Truth would evade him, sometimes reason too,
But in creating patterns from his soul
He reached out at his own unreached for goal
And found his way out of the human zoo.

If I must stay what I am now for good:
An animal that's lost inside a maze
That has no pattern inside a darkening wood,
It is no wonder if my mind is crazed.
Did Circe or their stomachs make men swine?
Does distance from enchantment make it fail?
Outside the maze do ordered paths prevail
Or even there are we blind, blundering kine?

Artist and traveller seek one Penelope
And in her quest the roads to freedom roam,
But truth and freedom demand synecdoche
Or else in stumbling we shall not come home.
Art is a synthesis of timelessness with time
As tree and leaf make form from random cells
The dance of verse makes heaven from private hells
And frees the body from the beast through rhyme.

The pattern of the leaf is delicate
And glistens in relief beneath the rain,
Because the patterns of my life are intricate
I know this moment will not come again.
But now is fixed forever, though no more
Beyond my time, for better or for worse
And though I now may bless it or may curse
I cannot touch it through time's bolted door.




THE CHAIR

Vincent's picture of a wooden chair
With a seat of rushes and a crouching man
Epitomises more despair
Than grammar's formal apparatus can.

An inarticulate deep grief communicates
Through yellow tones on canvases
The tortured gap of broken mind's crevasses
Where logic at -most lucid only hesitates.

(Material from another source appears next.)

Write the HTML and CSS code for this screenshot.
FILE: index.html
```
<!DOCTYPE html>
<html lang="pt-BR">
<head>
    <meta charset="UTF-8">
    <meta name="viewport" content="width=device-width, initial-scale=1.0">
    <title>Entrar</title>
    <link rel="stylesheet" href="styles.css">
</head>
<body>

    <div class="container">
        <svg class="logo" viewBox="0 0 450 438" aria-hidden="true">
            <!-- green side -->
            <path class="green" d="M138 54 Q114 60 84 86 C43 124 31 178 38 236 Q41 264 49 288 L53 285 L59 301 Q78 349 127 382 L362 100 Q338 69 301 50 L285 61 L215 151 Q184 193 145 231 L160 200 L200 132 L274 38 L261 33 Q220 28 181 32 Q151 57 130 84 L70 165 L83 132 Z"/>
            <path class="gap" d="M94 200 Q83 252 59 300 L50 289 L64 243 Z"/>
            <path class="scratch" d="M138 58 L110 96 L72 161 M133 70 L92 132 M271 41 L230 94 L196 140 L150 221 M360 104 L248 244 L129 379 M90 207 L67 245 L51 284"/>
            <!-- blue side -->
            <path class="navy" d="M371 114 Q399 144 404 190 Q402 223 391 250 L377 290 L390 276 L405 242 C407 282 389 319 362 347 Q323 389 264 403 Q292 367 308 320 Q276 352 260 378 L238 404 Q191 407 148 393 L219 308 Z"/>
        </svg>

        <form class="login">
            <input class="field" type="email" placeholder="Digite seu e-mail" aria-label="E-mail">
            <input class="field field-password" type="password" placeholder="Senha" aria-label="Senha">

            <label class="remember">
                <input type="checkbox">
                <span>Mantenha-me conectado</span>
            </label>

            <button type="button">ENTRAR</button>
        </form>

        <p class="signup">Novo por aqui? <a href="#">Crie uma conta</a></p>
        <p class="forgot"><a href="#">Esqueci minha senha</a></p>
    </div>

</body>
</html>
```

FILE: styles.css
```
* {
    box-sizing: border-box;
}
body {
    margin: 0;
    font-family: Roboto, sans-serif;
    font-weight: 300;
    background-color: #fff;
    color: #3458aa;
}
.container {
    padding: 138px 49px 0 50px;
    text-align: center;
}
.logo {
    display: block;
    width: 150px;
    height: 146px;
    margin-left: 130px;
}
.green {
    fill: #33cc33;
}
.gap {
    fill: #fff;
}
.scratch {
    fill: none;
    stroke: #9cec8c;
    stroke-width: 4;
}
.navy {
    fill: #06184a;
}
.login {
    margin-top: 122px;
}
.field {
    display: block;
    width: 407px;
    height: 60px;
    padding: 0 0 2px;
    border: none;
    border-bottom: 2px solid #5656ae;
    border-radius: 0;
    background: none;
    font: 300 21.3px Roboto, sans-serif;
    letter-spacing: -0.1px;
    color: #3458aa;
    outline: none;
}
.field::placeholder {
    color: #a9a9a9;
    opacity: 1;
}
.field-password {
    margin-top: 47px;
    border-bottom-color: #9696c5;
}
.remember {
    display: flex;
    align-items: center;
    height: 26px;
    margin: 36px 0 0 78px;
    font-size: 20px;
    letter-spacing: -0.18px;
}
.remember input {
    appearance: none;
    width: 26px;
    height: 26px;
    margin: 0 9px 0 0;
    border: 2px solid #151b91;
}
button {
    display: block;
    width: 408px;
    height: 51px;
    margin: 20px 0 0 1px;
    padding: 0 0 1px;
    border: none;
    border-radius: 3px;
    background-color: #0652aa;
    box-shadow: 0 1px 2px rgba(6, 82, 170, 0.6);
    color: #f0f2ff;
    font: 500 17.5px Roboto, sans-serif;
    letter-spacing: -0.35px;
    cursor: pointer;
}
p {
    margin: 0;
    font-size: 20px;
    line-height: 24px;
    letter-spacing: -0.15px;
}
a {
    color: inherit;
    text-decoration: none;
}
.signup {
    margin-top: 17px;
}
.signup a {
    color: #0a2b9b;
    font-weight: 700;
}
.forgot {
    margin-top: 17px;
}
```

The excrement of human pain is foul
And will not let us do the good we would;
And while the rest of us can only howl

There are a few redeem the human mud,
By proving that beneath the mire the soul
Still purifies the breath and warms the blood.





LANDSCAPE NEAR ARLES

Lonelier than ever now
He painted in a frenzy to escape 
The demons which pursued him from within. 
Unhinged to vision by his grief,
Paint was his only real relief .
.
He plastered analgesic layers
In ever thicker brushstrokes but in vain:
His inner turmoil somehow caused
The landscape to distort and writhe
Like something unwillingly alive.

The landscape would not keep still
Under the shimmering southern heat
Which sapped the spirit and the will.
The cornfield crows cawed out, 'Defeat.' 
Only the sunflowers whispered, 'Hope.'

Peace might come dropping from a starry night
When in the empty streets he could look up
And see eternity in cool points of light
From a deep blue sky ablaze with stars
Or in the glowing bars see joy in life.

Soon he would leave this landscape and this heat
For the eternal stillness of the ordered garden,
Whose fountain guards the secret rose of peace,
Whose borders mark a final end to pain
And all the angry voices have to cease.



VINCENT AT SAINT-REMY.

Doctor Charcot tried in vain
To heal the Dutchman but the pain
Imprisoning his soul would not
Let love enter with a healing hand.

Only the Doctor's portrait stands
A silent testament to Vincent's hands
Which struggled to transform a mind's distress
And make a blessing out of ugliness.

Suddenly both pain and painting ceased
The black crows cawed, 'Despair, despair!'
The world you paint cannot be there 
And those creating  hands were his destroyers.